Protected area in the Netherlands

De Maasduinen National Park (duinen = dunes) is a national park in the Dutch province of Limburg, founded in 1996 and covering approximately 4500 ha. The landscape consists of forests and heathlands on a sandy plateau along the river Meuse close to the German border.
The estate 'de Hamert' is the heart of the park. Until 1998 the national park was called 'De Hamert' after this estate. The present name is derived from the parabolic dunes which date from the last glaciation.

==Landscape and history==
The present characteristics of the park are strongly influenced by an intense interplay of wind, water and humans through the course of time, resulting in a unique pattern of drifting sand ridges or parabolic dunes. At present drifting sand is rare due to the forestry programs of the state at the beginning of the 20th century. Besides heathlands and forests, there are several fens in the park.
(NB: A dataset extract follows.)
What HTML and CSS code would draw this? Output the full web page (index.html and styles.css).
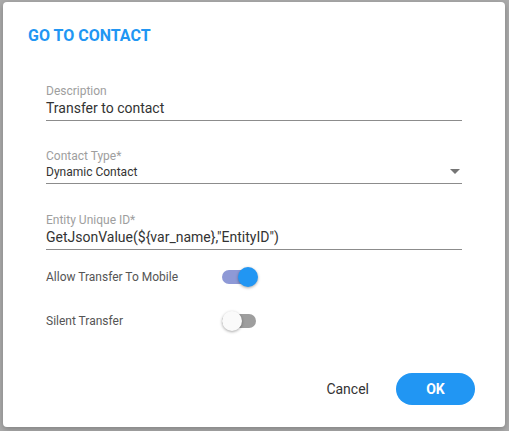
FILE: index.html
```html
<!DOCTYPE html>
<html>
<head>
<meta charset="utf-8">
<link rel="stylesheet" href="styles.css">
</head>
<body>
<div class="backdrop">
  <div class="dialog">
    <h1 class="title">GO TO CONTACT</h1>
    <div class="form">
      <div class="field f1">
        <label class="label">Description</label>
        <div class="value">Transfer to contact</div>
      </div>
      <div class="field f2">
        <label class="label">Contact Type*</label>
        <div class="value small select">Dynamic Contact<span class="arrow"></span></div>
      </div>
      <div class="field f3">
        <label class="label">Entity Unique ID*</label>
        <div class="value">GetJsonValue(${var_name},"EntityID")</div>
      </div>
      <div class="toggle-row r1">
        <span class="tlabel">Allow Transfer To Mobile</span>
        <span class="switch on"><span class="track"></span><span class="thumb"></span></span>
      </div>
      <div class="toggle-row r2">
        <span class="tlabel">Silent Transfer</span>
        <span class="switch"><span class="track"></span><span class="thumb"></span></span>
      </div>
    </div>
    <div class="actions">
      <button class="btn cancel">Cancel</button>
      <button class="btn ok">OK</button>
    </div>
  </div>
</div>
</body>
</html>
```
FILE: styles.css
```css
html, body { margin: 0; padding: 0; }
body {
  background: #ababab;
  font-family: Roboto, "Liberation Sans", sans-serif;
  width: 509px; height: 431px; overflow: hidden;
}
.backdrop {
  padding: 2px 4px 4px 3px;
  box-sizing: border-box;
  height: 431px;
}
.dialog {
  background: #fff;
  border-radius: 4px;
  height: 425px;
  box-sizing: border-box;
  padding: 24px 0 0 25px;
  box-shadow: 0 2px 6px rgba(0,0,0,0.25);
  display: flex;
  flex-direction: column;
}
.title {
  margin: 0;
  font-size: 16px;
  line-height: 20px;
  font-weight: 700;
  color: #2196f3;
}
.form {
  margin-left: 18px;
  width: 416px;
  display: flex;
  flex-direction: column;
}
.field {
  border-bottom: 1px solid #8c8c8c;
}
.f1 { margin-top: 38px; }
.f2 { margin-top: 28px; }
.f3 { margin-top: 29px; }
.label {
  display: block;
  font-size: 12px;
  line-height: 14px;
  color: #9e9e9e;
}
.value {
  font-size: 14px;
  line-height: 20px;
  color: #333;
  padding-bottom: 2px;
}
.value.small {
  font-size: 12px;
  line-height: 18px;
}
.select {
  position: relative;
}
.arrow {
  position: absolute;
  right: 2px;
  top: 6px;
  width: 0; height: 0;
  border-left: 5px solid transparent;
  border-right: 5px solid transparent;
  border-top: 5px solid #757575;
}
.toggle-row {
  display: flex;
  align-items: center;
  height: 24px;
}
.r1 { margin-top: 15px; }
.r2 { margin-top: 20px; }
.tlabel {
  width: 176px;
  font-size: 12px;
  color: #555;
}
.switch {
  position: relative;
  width: 36px;
  height: 24px;
}
.track {
  position: absolute;
  left: 0; top: 5px;
  width: 34px; height: 14px;
  border-radius: 7px;
  background: #9e9e9e;
}
.thumb {
  position: absolute;
  top: 2px; left: 0;
  width: 20px; height: 20px;
  border-radius: 50%;
  background: #fafafa;
  box-shadow: 0 1px 3px rgba(0,0,0,0.35);
}
.switch.on .track { background: #8e99d6; }
.switch.on .thumb { left: 16px; background: #2196f3; }
.actions {
  margin-top: auto;
  display: flex;
  justify-content: flex-end;
  align-items: center;
  gap: 19px;
  padding: 0 30px 22px 0;
}
.btn {
  font-family: Roboto, "Liberation Sans", sans-serif;
  border: none;
  background: none;
  font-size: 14px;
  cursor: pointer;
}
.cancel { color: #333; padding: 0 8px; }
.ok {
  background: #2196f3;
  color: #fff;
  font-weight: 700;
  width: 79px;
  height: 32px;
  border-radius: 16px;
}
```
A part of the area was used for sand and gravel extraction in the 1980s.

==Flora and fauna==
In the park quite a lot of reptiles and amphibians species occur such as Smooth snake, Natterjack toad, Pelobates fuscus, Sand lizard, Slow worm, and Viviparous lizard. Some typical birds for the park are Common crane, European nightjar, Eurasian hobby, Western marsh harrier, Black woodpecker and Common kingfisher. Several marten species can be found in the park, such as the beaver (Eurasian beaver), as well as several bat species such as Common pipistrelle and Brown long-eared bat. There are at least 26 species of dragonflies and 33 species of butterflies.

Among the flora we find several oak species, birch, pine, alder and beech and the very rare marsh gentian (Gentiana pneumonanthe) and bog myrtle (Myrica gale).

==Management==
Responsible for the management of the park are the municipality of Bergen, the provincial private nature conservation organisation Stichting het Limburgs Landschap, Staatsbosbeheer and some private land owners.

One of the aims of the management is to connect the national park with other nature reserves. Other aims are to prevent forest growth in the heathlands (for this, sheep are used) and to stimulate natural rejuvenation of the forests (for this, Galloways and goat are used).